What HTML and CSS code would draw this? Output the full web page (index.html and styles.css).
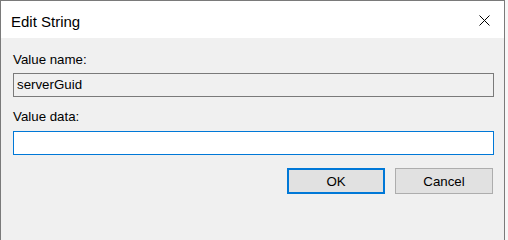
FILE: index.html
```html
<!DOCTYPE html>
<html>
<head>
<meta charset="utf-8">
<link rel="stylesheet" href="styles.css">
</head>
<body>
<div class="window">
  <div class="titlebar">
    <span class="title">Edit String</span>
    <svg class="close" width="11" height="11" viewBox="0 0 11 11"><path d="M0.5 0.5 L10.5 10.5 M10.5 0.5 L0.5 10.5" stroke="#000" stroke-width="1" fill="none"/></svg>
  </div>
  <div class="content">
    <div class="label first">Value name:</div>
    <div class="field readonly">serverGuid</div>
    <div class="label second">Value data:</div>
    <div class="field active"></div>
    <div class="buttons">
      <div class="btn default">OK</div>
      <div class="btn">Cancel</div>
    </div>
  </div>
</div>
</body>
</html>
```
FILE: styles.css
```css
html, body {
  margin: 0;
  padding: 0;
  background: #f7f7f7;
  overflow: hidden;
}
body {
  width: 508px;
  font-family: "Liberation Sans", Arial, sans-serif;
  color: #000;
}
.window {
  box-sizing: border-box;
  width: 505px;
  min-height: 100vh;
  border: 1px solid #7a7a7a;
  border-bottom: none;
  background: #f0f0f0;
  display: flex;
  flex-direction: column;
}
.titlebar {
  height: 37px;
  background: #fff;
  display: flex;
  justify-content: space-between;
  align-items: flex-start;
  flex-shrink: 0;
}
.title {
  font-size: 15px;
  line-height: 17px;
  margin-top: 12px;
  margin-left: 10px;
}
.close {
  margin-top: 14px;
  margin-right: 14px;
}
.content {
  display: flex;
  flex-direction: column;
  padding: 0 10px 0 12px;
}
.label {
  font-size: 13.3px;
  line-height: 16px;
}
.label.first { margin-top: 14px; margin-bottom: 5px; }
.label.second { margin-top: 12px; margin-bottom: 6px; }
.field {
  box-sizing: border-box;
  height: 24px;
  font-size: 13.3px;
  line-height: 22px;
  padding-left: 3px;
}
.field.readonly {
  border: 1px solid #7a7a7a;
  background: #f0f0f0;
}
.field.active {
  border: 1px solid #0078d7;
  background: #fff;
}
.buttons {
  display: flex;
  justify-content: flex-end;
  gap: 10px;
  margin-top: 13px;
  margin-right: 1px;
}
.btn {
  box-sizing: border-box;
  width: 98px;
  height: 26px;
  background: #e1e1e1;
  border: 1px solid #adadad;
  font-size: 13.3px;
  display: flex;
  align-items: center;
  justify-content: center;
}
.btn.default {
  border: 2px solid #0078d7;
}
```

===

-- To do --
Which lines hold the word "styles"? Show each one.

-- Task result --
What HTML and CSS code would draw this? Output the full web page (index.html and styles.css).
<link rel="stylesheet" href="styles.css">
FILE: styles.css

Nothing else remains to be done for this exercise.